By Alastair Jamieson
Last Updated: 3:56PM GMT 16 Mar 2009
Figures released using the Freedom of Information Act show 42 local authorities have installed the 'spy' devices in rubbish containers to record how much residents are throwing away.
Councils insist the information collected by the microchips, which measure the weight of rubbish placed in bins, will be used to educate households about cutting waste, targeting those who are the worst at recycling.
Opponents, however, say the technology will make it easy for the government to resurrect plans for the introduction of a £50 pay-as-you-throw tax on millions of families.
Recycling charges are part of the Government's waste strategy to encourage households to recycle at least 40 per cent of their rubbish by 2010, rising to 50 per cent by 2020.
The figure show two million households now have bins fitted with microchips. Joining them this summer will be residents of South Oxfordshire and Vale of White Horse whose district councils have put the devices in 100,000 bins as part of a new £8m waste contract in which bins will replace sack collections from June.
Sensors and weighing equipment fitted to the back of each rubbish lorry allow the council to collect data as each bin is raised. Information collected from outside each household is downloaded to a database that allows officials to monitor how much waste each household is producing for waste and for recycling.
Officials will then use the data to target errant streets and households. They are also considering publishing league tables of the best and worst roads for recycling. The councils hope to increase recycling rates from 43 per cent to 60 per cent.
Last year a similar trial of microchipped bins in South Norfolk failed after a series of computer problems and a huge increase in fly tipping.

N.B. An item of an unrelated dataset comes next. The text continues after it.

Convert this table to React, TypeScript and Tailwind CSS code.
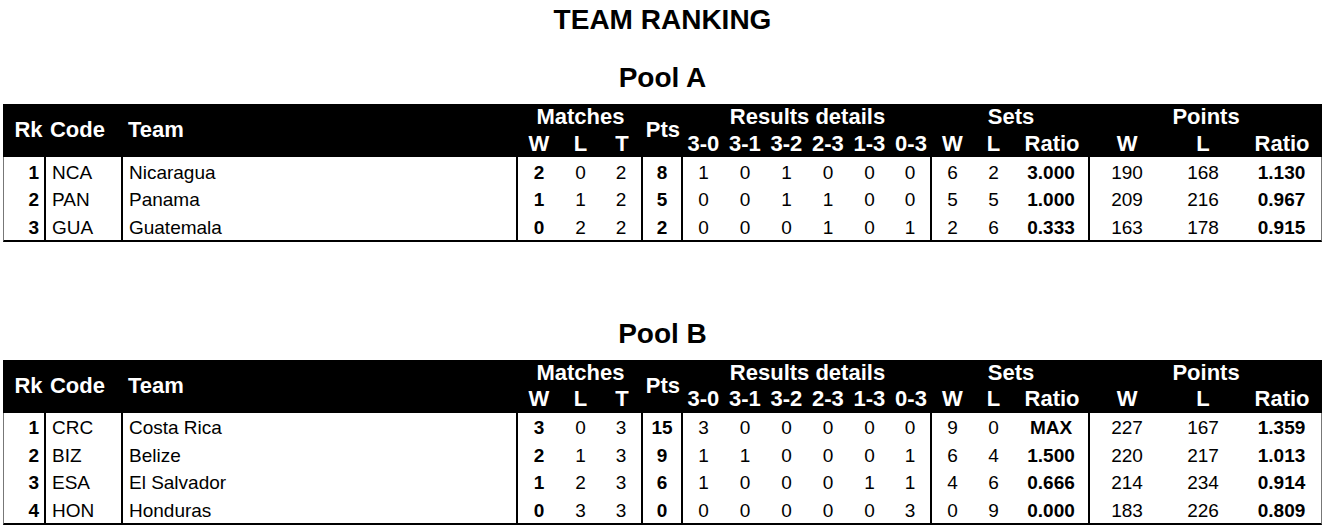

Under the government's pay-as-you-throw plans, councils were offered the chance to give rebates to households producing the least waste or impose penalties of up to £50 on those who failed to recycle.
The trials would have begun in April but the Department for the Environment, Food and Rural Affairs (Defra) said not one of 388 councils had volunteered to test the taxes. Earlier trials last year using microchips in bins to assess the weight of rubbish produced by each household failed. Tory-run South Norfolk council, the first in England to pilot the scheme, blamed a combination of electrical, data, mechanical and hydraulic faults.
Bob Neill, shadow local government minister, said: "Using technology to make refuse collections more efficient worthwhile but I am concerned the government may use information collected in this way to put unfair pressure on local councils to resurrect their discredited 'pay as you throw' bin tax scheme by the back door."
Doretta Cocks, founder of the Campaign for Weekly Waste Collection, said: "Devices like this make it easier for councils to enforce systems that residents don't want rather than thinking of new ways of waste of reducing overall waste."
Last month the Daily Telegraph disclosed more than a dozen councils have given bin collection crews GPS technology that allow them to store a history of information about individual rubbish collections, including whether householders are failing to recycle properly.
A spokesman for the Local Government Association said: "When an estimated £1.8bn of council taxpayer's money is going to be spent on landfill taxes between 2008 and 2011, it is vital councils find ways to stop waste ending up in the ground.
"Landfill tax costs councils £32 for every tonne of rubbish they throw away – a figure that will rise to £48 a tonne by 2010. At current rates of landfill, this will mean councils paying an extra £360m in landfill taxes over the next two years."